[START]

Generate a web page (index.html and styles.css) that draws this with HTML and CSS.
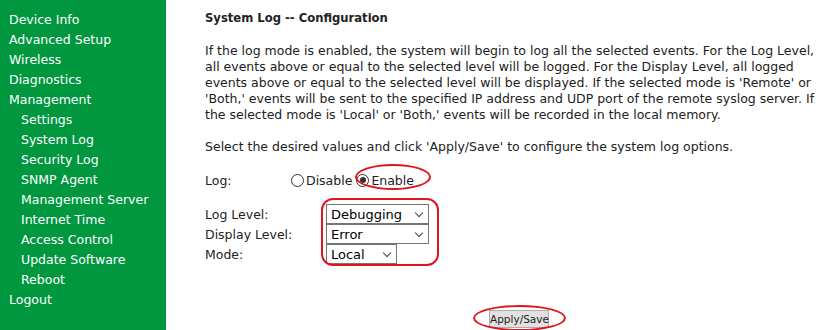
FILE: index.html
```html
<!DOCTYPE html>
<html>
<head>
<meta charset="utf-8">
<link rel="stylesheet" href="styles.css">
</head>
<body>
<div class="page">
  <nav class="menu">
    <div class="item">Device Info</div>
    <div class="item">Advanced Setup</div>
    <div class="item">Wireless</div>
    <div class="item">Diagnostics</div>
    <div class="item">Management</div>
    <div class="item sub">Settings</div>
    <div class="item sub">System Log</div>
    <div class="item sub">Security Log</div>
    <div class="item sub">SNMP Agent</div>
    <div class="item sub">Management Server</div>
    <div class="item sub">Internet Time</div>
    <div class="item sub">Access Control</div>
    <div class="item sub">Update Software</div>
    <div class="item sub">Reboot</div>
    <div class="item">Logout</div>
  </nav>
  <main class="content">
    <div class="title">System Log -- Configuration</div>
    <p class="desc">If the log mode is enabled, the system will begin to log all the selected events. For the Log Level, all events above or equal to the selected level will be logged. For the Display Level, all logged events above or equal to the selected level will be displayed. If the selected mode is 'Remote' or 'Both,' events will be sent to the specified IP address and UDP port of the remote syslog server. If the selected mode is 'Local' or 'Both,' events will be recorded in the local memory.</p>
    <p class="select-note">Select the desired values and click 'Apply/Save' to configure the system log options.</p>
    <div class="logrow">
      <span class="label">Log:</span>
      <span class="radio"><span class="dot"></span>Disable</span><span class="radio"><span class="dot on"></span>Enable</span>
      <span class="mark mark-enable"></span>
    </div>
    <div class="grid">
      <span class="label">Log Level:</span>
      <span class="sel wide">Debugging<span class="chev"></span></span>
      <span class="label">Display Level:</span>
      <span class="sel wide">Error<span class="chev"></span></span>
      <span class="label">Mode:</span>
      <span class="sel narrow">Local<span class="chev"></span></span>
      <span class="mark mark-selects"></span>
    </div>
    <div class="actions">
      <span class="btn">Apply/Save<span class="mark mark-btn"></span></span>
    </div>
  </main>
</div>
</body>
</html>
```
FILE: styles.css
```css
* { box-sizing: border-box; }
html, body { margin: 0; padding: 0; background: #fff; }
body { width: 836px; height: 330px; overflow: hidden; font-family: "DejaVu Sans", sans-serif; font-size: 12.5px; color: #222; }
.page { display: flex; height: 330px; }
.menu { width: 166px; background: #00973f; padding-top: 10px; flex: none; }
.item { color: #fff; height: 20px; line-height: 20px; padding-left: 9px; font-size: 12.5px; white-space: nowrap; }
.item.sub { padding-left: 21px; }
.content { padding-left: 39px; padding-top: 10px; flex: 1; position: relative; }
.title { font-weight: bold; line-height: 16px; color: #222; font-size: 11.6px; }
.desc { margin: 17px 0 0; line-height: 16px; width: 626px; }
.select-note { margin: 16px 0 0; line-height: 16px; }
.logrow { position: relative; display: flex; align-items: center; margin-top: 15px; height: 20px; }
.logrow .label { width: 86px; }
.radio { display: inline-flex; align-items: center; margin-right: 4px; }
.dot { width: 13px; height: 13px; border: 1px solid #333; border-radius: 50%; margin-right: 2px; position: relative; background: #fff; }
.dot.on::after { content: ""; position: absolute; left: 2.5px; top: 2.5px; width: 6px; height: 6px; border-radius: 50%; background: #333; }
.grid { position: relative; display: grid; grid-template-columns: 121px auto; grid-auto-rows: 20px; margin-top: 14px; justify-items: start; align-items: center; }
.sel { position: relative; display: flex; align-items: center; height: 20px; border: 1px solid #767676; padding-left: 4px; font-size: 13px; background: #fff; color: #000; }
.sel.wide { width: 103px; }
.sel.narrow { width: 71px; }
.chev { position: absolute; right: 6px; top: 5px; width: 6px; height: 6px; border-right: 1px solid #444; border-bottom: 1px solid #444; transform: rotate(45deg); }
.actions { margin-top: 46px; display: flex; padding-left: 284px; }
.btn { position: relative; display: inline-block; width: 60px; height: 18px; line-height: 16px; text-align: center; font-size: 10.5px; background: #e1e1e1; border: 1px solid #adadad; color: #222; }
.mark { position: absolute; border: 2px solid #e0141e; border-radius: 50%; pointer-events: none; }
.mark-enable { left: 150px; top: -6px; width: 76px; height: 26px; }
.mark-selects { left: 116px; top: -6px; width: 118px; height: 68px; border-radius: 12px; }
.mark-btn { left: -17px; top: -6px; width: 93px; height: 26px; }
```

[END]

# Your goal
Gather and copy every line of the data in which the string "page" is found.

# Exercise output
Generate a web page (index.html and styles.css) that draws this with HTML and CSS.
<div class="page">
.page { display: flex; height: 330px; }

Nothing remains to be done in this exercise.